J'ai fini ce roman dans un état de stress pas possible, en rage contre l'auteure, contre Marianne, contre Daniel, contre la prison et l'état Français qui y est décrit et je suis sûre de ne pas l'oublier de sitôt. Je pensais avoir été secouée par Purgatoire des Innocents, ce n'était rien du tout comparé à celui-ci.

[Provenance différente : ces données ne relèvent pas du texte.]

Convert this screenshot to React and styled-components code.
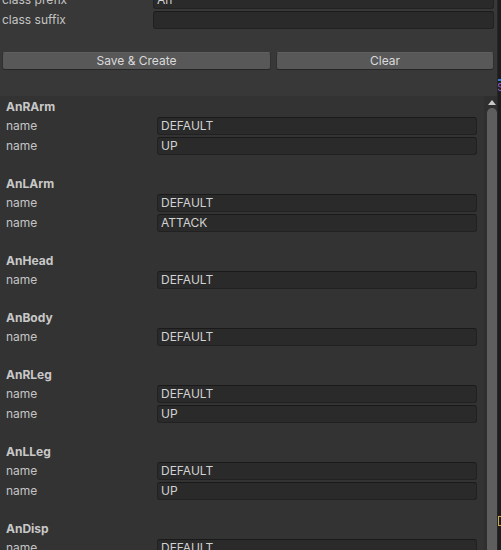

Soyons honnête, il y a tout de même quelques longueurs, quelques répétitions et un certain ras le bol qui naît à la énième scène de viol (j'aime à penser que tous les hommes ne sont pas des porcs incapables de penser et de se retenir devant une jolie fille abîmée par la vie) mais j'ai eu l'impression que cette lassitude nous aide à partager l'état d'esprit de Marianne, déjà tellement fatiguée par la vie à seulement 21 ans et nous accompagne, impassiblement, à ses côtés, vers la fin...

5/5


Plus qu'un coup de cœur, c'est un véritable coup au cœur (on ne se moque pas de ma formule ! ^^) que j'ai eu pour ce roman et me trouve maintenant dans une sorte d'impasse : j'ai envie d'en lire un autre de cette vilaine auteure mais je ne sais pas vers lequel me tourner, deux coups de cœur et une (grosse) déception Un auteur me fait rarement ce coup-là, c'est étrange.